Entries with page source code
<<<<

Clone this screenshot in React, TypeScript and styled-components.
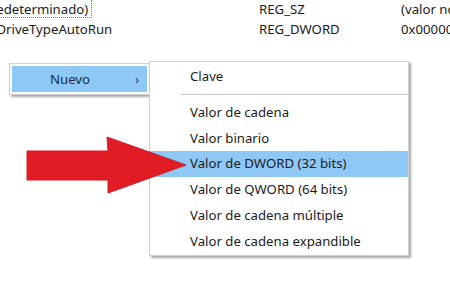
import React from "react";
import styled, { createGlobalStyle } from "styled-components";

const Global = createGlobalStyle`
  html, body { margin: 0; padding: 0; background: #fff; }
  body { font-family: "Noto Sans", "Open Sans", sans-serif; }
`;

const Page = styled.div`
  position: relative;
  width: 450px;
  height: 296px;
  overflow: hidden;
  background: #fff;
  color: #1b1b1b;
  font-size: 13.2px;
  -webkit-font-smoothing: antialiased;
`;

const List = styled.div`
  display: grid;
  grid-template-columns: 280px 142px 1fr;
  row-gap: 2px;
  margin-left: -21px;
`;

const Cell = styled.div`
  height: 18px;
  line-height: 18px;
  white-space: nowrap;
  overflow: hidden;
`;

const NameCell = styled(Cell)<{ $focus?: boolean }>`
  & > span {
    display: inline-block;
    box-sizing: border-box;
    padding-right: 3px;
    padding-left: ${(p) => (p.$focus ? "0" : "14px")};
    border-right: ${(p) => (p.$focus ? "1px dotted #777" : "none")};
    border-bottom: ${(p) => (p.$focus ? "1px dotted #777" : "none")};
    height: 18px;
  }
`;

const Menu = styled.div<{ $x: number; $y: number; $w: number }>`
  position: absolute;
  left: ${(p) => p.$x}px;
  top: ${(p) => p.$y}px;
  width: ${(p) => p.$w}px;
  background: #fff;
  border: 1px solid #cfcfcf;
  box-shadow: 2px 2px 2px rgba(0, 0, 0, 0.35);
  box-sizing: border-box;
`;

const ParentMenu = styled(Menu)`
  padding: 2px;
`;

const ParentItem = styled.div`
  display: flex;
  align-items: center;
  height: 26px;
  background: #8ec8f6;
  color: #1c2a40;
  padding-left: 38px;
  padding-right: 8px;
`;

const ParentLabel = styled.span`
  flex: 1;
`;

const Chevron = styled.span`
  font-size: 12px;
`;

const SubMenu = styled(Menu)`
  padding: 2px 0 0 0;
`;

const Item = styled.div<{ $active?: boolean }>`
  height: 25.8px;
  line-height: 25.8px;
  padding-left: 40px;
  background: ${(p) => (p.$active ? "#8ec8f6" : "transparent")};
  color: #1b1b1b;
  white-space: nowrap;
`;

const Separator = styled.div`
  height: 1px;
  background: #c8c8c8;
  margin: 4px 0 5px 31px;
`;

const ArrowSvg = styled.svg`
  position: absolute;
  left: 0;
  top: 0;
  pointer-events: none;
`;

export default function App() {
  return (
    <Page>
      <Global />
      <List>
        <NameCell $focus>
          <span>(predeterminado)</span>
        </NameCell>
        <Cell>REG_SZ</Cell>
        <Cell>(valor no establecido)</Cell>
        <NameCell>
          <span>&nbsp;DriveTypeAutoRun</span>
        </NameCell>
        <Cell>REG_DWORD</Cell>
        <Cell>0x000000ff (255)</Cell>
      </List>

      <ParentMenu $x={9} $y={63} $w={141}>
        <ParentItem>
          <ParentLabel>Nuevo</ParentLabel>
          <Chevron>›</Chevron>
        </ParentItem>
      </ParentMenu>

      <SubMenu $x={149} $y={61} $w={260}>
        <Item>Clave</Item>
        <Separator />
        <Item>Valor de cadena</Item>
        <Item>Valor binario</Item>
        <Item $active>Valor de DWORD (32 bits)</Item>
        <Item>Valor de QWORD (64 bits)</Item>
        <Item>Valor de cadena múltiple</Item>
        <Item>Valor de cadena expandible</Item>
      </SubMenu>

      <ArrowSvg width="450" height="296" viewBox="0 0 450 296">
        <path
          d="M27 151 L108 151 L107 137 L186 165 L108 193 L108 180 L27 180 Z"
          fill="#e21c24"
          stroke="#d41a22"
          strokeWidth="1"
          strokeLinejoin="round"
        />
      </ArrowSvg>
    </Page>
  );
}
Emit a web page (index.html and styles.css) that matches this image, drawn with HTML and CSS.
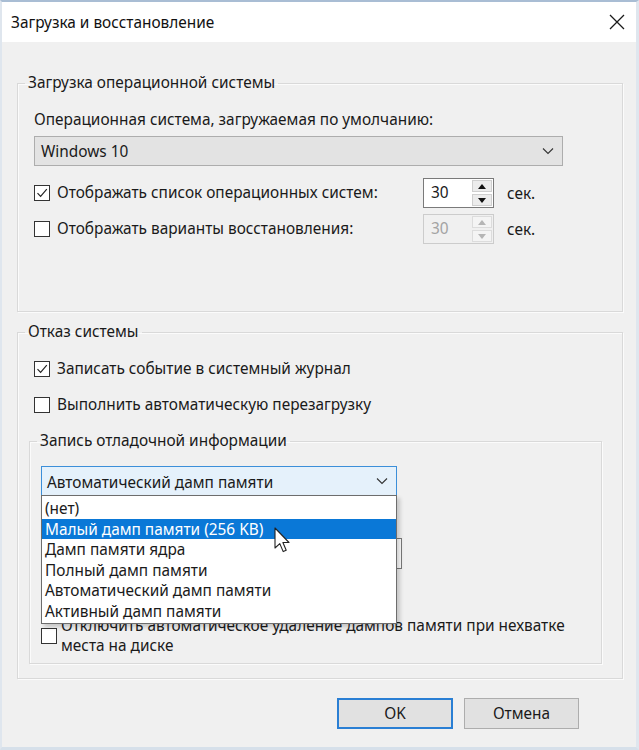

>>>>

Make an exact copy of the data above, pictures excluded.

Clone this screenshot in React, TypeScript and styled-components.
import React from "react";
import styled, { createGlobalStyle } from "styled-components";

const Global = createGlobalStyle`
  html, body { margin: 0; padding: 0; background: #fff; }
  body { font-family: "Noto Sans", "Open Sans", sans-serif; }
`;

const Page = styled.div`
  position: relative;
  width: 450px;
  height: 296px;
  overflow: hidden;
  background: #fff;
  color: #1b1b1b;
  font-size: 13.2px;
  -webkit-font-smoothing: antialiased;
`;

const List = styled.div`
  display: grid;
  grid-template-columns: 280px 142px 1fr;
  row-gap: 2px;
  margin-left: -21px;
`;

const Cell = styled.div`
  height: 18px;
  line-height: 18px;
  white-space: nowrap;
  overflow: hidden;
`;

const NameCell = styled(Cell)<{ $focus?: boolean }>`
  & > span {
    display: inline-block;
    box-sizing: border-box;
    padding-right: 3px;
    padding-left: ${(p) => (p.$focus ? "0" : "14px")};
    border-right: ${(p) => (p.$focus ? "1px dotted #777" : "none")};
    border-bottom: ${(p) => (p.$focus ? "1px dotted #777" : "none")};
    height: 18px;
  }
`;

const Menu = styled.div<{ $x: number; $y: number; $w: number }>`
  position: absolute;
  left: ${(p) => p.$x}px;
  top: ${(p) => p.$y}px;
  width: ${(p) => p.$w}px;
  background: #fff;
  border: 1px solid #cfcfcf;
  box-shadow: 2px 2px 2px rgba(0, 0, 0, 0.35);
  box-sizing: border-box;
`;

const ParentMenu = styled(Menu)`
  padding: 2px;
`;

const ParentItem = styled.div`
  display: flex;
  align-items: center;
  height: 26px;
  background: #8ec8f6;
  color: #1c2a40;
  padding-left: 38px;
  padding-right: 8px;
`;

const ParentLabel = styled.span`
  flex: 1;
`;

const Chevron = styled.span`
  font-size: 12px;
`;

const SubMenu = styled(Menu)`
  padding: 2px 0 0 0;
`;

const Item = styled.div<{ $active?: boolean }>`
  height: 25.8px;
  line-height: 25.8px;
  padding-left: 40px;
  background: ${(p) => (p.$active ? "#8ec8f6" : "transparent")};
  color: #1b1b1b;
  white-space: nowrap;
`;

const Separator = styled.div`
  height: 1px;
  background: #c8c8c8;
  margin: 4px 0 5px 31px;
`;

const ArrowSvg = styled.svg`
  position: absolute;
  left: 0;
  top: 0;
  pointer-events: none;
`;

export default function App() {
  return (
    <Page>
      <Global />
      <List>
        <NameCell $focus>
          <span>(predeterminado)</span>
        </NameCell>
        <Cell>REG_SZ</Cell>
        <Cell>(valor no establecido)</Cell>
        <NameCell>
          <span>&nbsp;DriveTypeAutoRun</span>
        </NameCell>
        <Cell>REG_DWORD</Cell>
        <Cell>0x000000ff (255)</Cell>
      </List>

      <ParentMenu $x={9} $y={63} $w={141}>
        <ParentItem>
          <ParentLabel>Nuevo</ParentLabel>
          <Chevron>›</Chevron>
        </ParentItem>
      </ParentMenu>

      <SubMenu $x={149} $y={61} $w={260}>
        <Item>Clave</Item>
        <Separator />
        <Item>Valor de cadena</Item>
        <Item>Valor binario</Item>
        <Item $active>Valor de DWORD (32 bits)</Item>
        <Item>Valor de QWORD (64 bits)</Item>
        <Item>Valor de cadena múltiple</Item>
        <Item>Valor de cadena expandible</Item>
      </SubMenu>

      <ArrowSvg width="450" height="296" viewBox="0 0 450 296">
        <path
          d="M27 151 L108 151 L107 137 L186 165 L108 193 L108 180 L27 180 Z"
          fill="#e21c24"
          stroke="#d41a22"
          strokeWidth="1"
          strokeLinejoin="round"
        />
      </ArrowSvg>
    </Page>
  );
}
Emit a web page (index.html and styles.css) that matches this image, drawn with HTML and CSS.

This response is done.